The third area is data and measurement platforms. The report repeatedly highlights the need for better material tracking, circularity metrics and reporting frameworks. Businesses providing these tools may become critical infrastructure for the circular economy.
Finally, skills and training represent another investment theme. As industries transition to circular models, new technical skills will be required across manufacturing, materials science, logistics and product design.
In short, the circular economy is not one sector. It is an entire ecosystem of industries emerging around resource efficiency.
Australia’s Position
For Australian investors, the circular economy is particularly relevant.
Australia is one of the world’s largest exporters of raw materials.

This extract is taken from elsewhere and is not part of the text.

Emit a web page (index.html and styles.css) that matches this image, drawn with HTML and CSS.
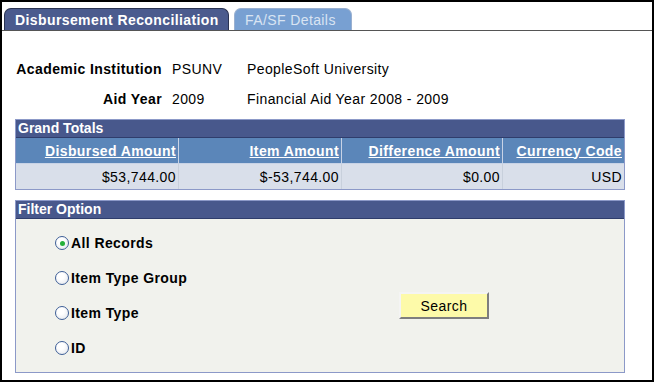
FILE: index.html
```html
<!DOCTYPE html>
<html lang="en">

<head>
    <meta charset="UTF-8">
    <title>Disbursement Reconciliation</title>
    <link rel="stylesheet" href="styles.css">
</head>

<body>
    <div class="frame">
        <div class="tabs">
            <span class="tab active">Disbursement Reconciliation</span>
            <span class="tab">FA/SF Details</span>
        </div>

        <div class="info">
            <span class="label">Academic Institution</span>
            <span>PSUNV</span>
            <span>PeopleSoft University</span>
            <span class="label">Aid Year</span>
            <span>2009</span>
            <span>Financial Aid Year 2008 - 2009</span>
        </div>

        <div class="box totals">
            <div class="box-title">Grand Totals</div>
            <table>
                <thead>
                    <tr>
                        <th class="c1"><a href="#">Disbursed Amount</a></th>
                        <th class="c2"><a href="#">Item Amount</a></th>
                        <th class="c3"><a href="#">Difference Amount</a></th>
                        <th class="c4"><a href="#">Currency Code</a></th>
                    </tr>
                </thead>
                <tbody>
                    <tr>
                        <td>$53,744.00</td>
                        <td>$-53,744.00</td>
                        <td>$0.00</td>
                        <td>USD</td>
                    </tr>
                </tbody>
            </table>
        </div>

        <div class="box filter">
            <div class="box-title">Filter Option</div>
            <div class="filter-body">
                <div class="options">
                    <label class="option"><span class="radio checked"></span>All Records</label>
                    <label class="option"><span class="radio"></span>Item Type Group</label>
                    <label class="option"><span class="radio"></span>Item Type</label>
                    <label class="option"><span class="radio"></span>ID</label>
                </div>
                <div class="actions">
                    <button class="search">Search</button>
                </div>
            </div>
        </div>
    </div>
</body>

</html>
```

FILE: styles.css
```css
body {
    font-family: "Liberation Sans", Arial, sans-serif;
    font-size: 14px;
    letter-spacing: 0.4px;
    color: #000;
    margin: 0;
    padding: 0;
}

.frame {
    box-sizing: border-box;
    width: 654px;
    height: 382px;
    border: 2px solid #000;
}

/* tabs */
.tabs {
    display: flex;
    gap: 5px;
    padding: 6px 0 0 2px;
    border-bottom: 1px solid #555;
}

.tab {
    box-sizing: border-box;
    width: 118px;
    height: 22px;
    padding: 3px 0 0 10px;
    border: 1px solid #9ab0d0;
    border-bottom: none;
    border-radius: 7px 7px 0 0;
    background-color: #78a0d2;
    color: #d9e4f2;
    white-space: nowrap;
}

.tab.active {
    width: 225px;
    border-color: #2a3352;
    background-color: #4b5b8e;
    color: #fff;
    font-weight: bold;
}

/* institution / aid year */
.info {
    display: grid;
    grid-template-columns: 146px 65px auto;
    column-gap: 10px;
    grid-auto-rows: 30px;
    align-items: center;
    padding: 23px 0 0 14px;
    white-space: nowrap;
}

.info .label {
    font-weight: bold;
    text-align: right;
}

/* grouped boxes */
.box {
    box-sizing: border-box;
    width: 610px;
    margin-left: 13px;
    border: 1px solid #8c99c8;
}

.box-title {
    background-color: #48588c;
    color: #fff;
    font-weight: bold;
    letter-spacing: 0;
    height: 17px;
    line-height: 17px;
    padding-left: 2px;
    border-bottom: 1px solid #2f3d6c;
}

.totals {
    margin-top: 5px;
}

.totals table {
    width: 100%;
    border-collapse: collapse;
}

.totals th,
.totals td {
    text-align: right;
    padding: 0 2px;
    white-space: nowrap;
}

.totals th {
    height: 25px;
    background-color: #5b86b9;
    border: 1px solid #c8d3e6;
    border-top: none;
}

.totals th a {
    color: #fff;
    font-weight: bold;
}

.totals td {
    height: 25px;
    background-color: #d9dfea;
    border-left: 1px solid #c8d0dc;
}

.totals td:first-child,
.totals th:first-child {
    border-left: none;
}

.totals th:last-child {
    border-right: none;
}

.c1 { width: 158px; }
.c2 { width: 158px; }
.c3 { width: 156px; }

/* filter */
.filter {
    margin-top: 10px;
    height: 173px;
    background-color: #f1f2ed;
}

.filter-body {
    display: flex;
    padding-left: 39px;
}

.options {
    display: flex;
    flex-direction: column;
    gap: 19px;
    padding-top: 16px;
    width: 344px;
    font-weight: bold;
}

.option {
    display: flex;
    align-items: center;
    height: 16px;
    gap: 2px;
}

.radio {
    box-sizing: border-box;
    width: 14px;
    height: 14px;
    border: 1px solid #3e5f97;
    border-radius: 50%;
    background: radial-gradient(circle at 40% 35%, #fff 30%, #dfe3ea 100%);
    display: flex;
    align-items: center;
    justify-content: center;
}

.radio.checked::after {
    content: "";
    width: 5px;
    height: 5px;
    border-radius: 50%;
    background-color: #25b03a;
}

.actions {
    padding-top: 73px;
}

.search {
    box-sizing: border-box;
    width: 90px;
    height: 27px;
    font-family: "Liberation Sans", Arial, sans-serif;
    font-size: 14px;
    letter-spacing: 0.4px;
    color: #000;
    background-color: #fdfaa9;
    border: 2px solid;
    border-color: #f4f4f4 #7e7e7e #7e7e7e #f4f4f4;
    padding: 0;
}
```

That creates a natural incentive to develop domestic industries focused on resource recovery, recycling and materials innovation.
Circular manufacturing, battery recycling, plastics recovery and construction material reuse are all areas where Australian companies could play a significant role.
At the same time, the country’s strong research base and growing renewable energy sector create favourable conditions for circular innovation.
In many ways, Australia is well positioned to capture part of the circular economy value chain if the right policies and investment frameworks are put in place.
The Bottom Line
The circular economy is still in its early stages, but the scale of the opportunity is becoming clearer.
As per the report, less than 7% of global materials are currently reused, meaning the vast majority of economic activity still relies on linear production and consumption models.
Changing that system will require new infrastructure, new industries and significant capital investment.
For investors, this transition presents a structural opportunity similar in scale to the renewable energy revolution. Recycling infrastructure, circular manufacturing, data platforms and green skills development are all likely to see strong growth in the coming decades.
If it is on the lips of future generations, then we need to be invested in it today.
And increasingly, the circular economy is exactly that.